Nevertheless, at the beginning of 2010, Nelson got to work on the midtown project — or not so much. His workers, along with unpaid volunteers attracted through the World Gardens website, ravaged the green plot in preparation for Nelson's masterwork, which never materialized.
Then came the accusation — likely unsurprising to Morningsiders — that Nelson was using midtown's land as an unlicensed commercial hub by peddling foliage to nearby businesses. "I think the guy is more interested in selling plants to Sugarcane," one resident, Greg Walton, commented on the Midtown Miami blog. "I believe this is his nursery, rent-free." (A Sugarcane manager said she knew nothing of the purchase.) In February 2010, Nelson took to midtown's website to announce he had "suffered a personal tragedy" — his sister died, he said — which had caused the delay. He published a schedule that would have the gardens finished by 2010's Art Basel.
Little progress followed. The land is now marred by ravines of dirt, piles of gardening equipment, half-sawed trees, and the one finished aspect — a lily pond — that acts as a mosquito magnet in the summer. It was not until this publication inquired that Midtown Equities announced it had scrapped the project.

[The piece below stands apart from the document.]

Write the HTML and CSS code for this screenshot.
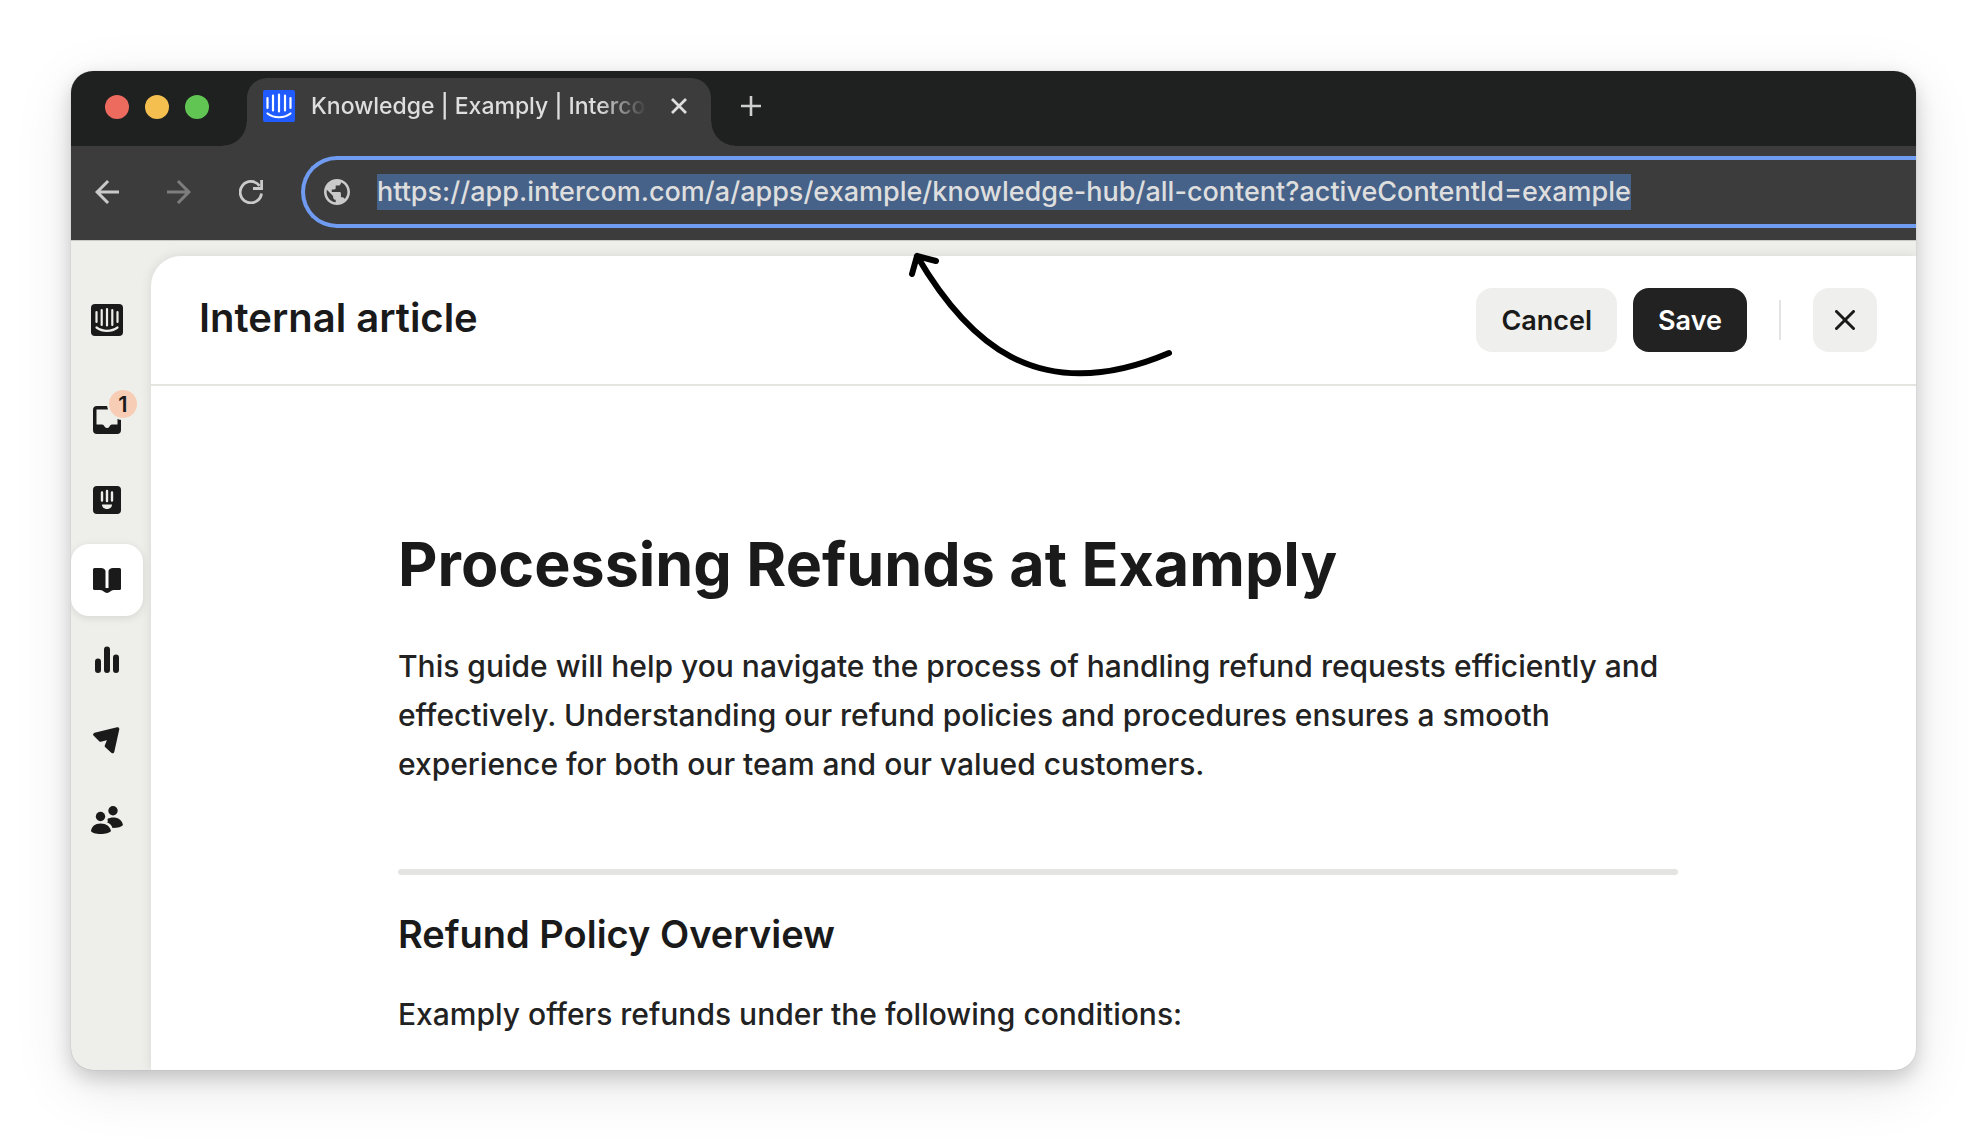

Nelson was in a testy mood during his conversation with New Times. He declared he finally gave up on the project, even after spending $400,000, when Midtown Equities recently told him the garden might be replaced by construction within a year. The rumored addition is a movie theater. It's a development locals have been clamoring for but a sleight to Nelson's potential artistry. "Maybe it's a good thing that my sister had issues," he declares. "It would have been a shame to have created something beautiful and then have them plow over it."
He then asked when this story would be published. "Good," he responded smugly. "I'll have my [Miami] Herald piece run the same day. They're doing a story on all of my accomplishments, and it will overshadow your hatchet job."
Nelson would not pick up New Times's four subsequent calls or a note left in a mailbox at his Morningside home — where the grounds are still in disarray. It appears that renovation remains in the works.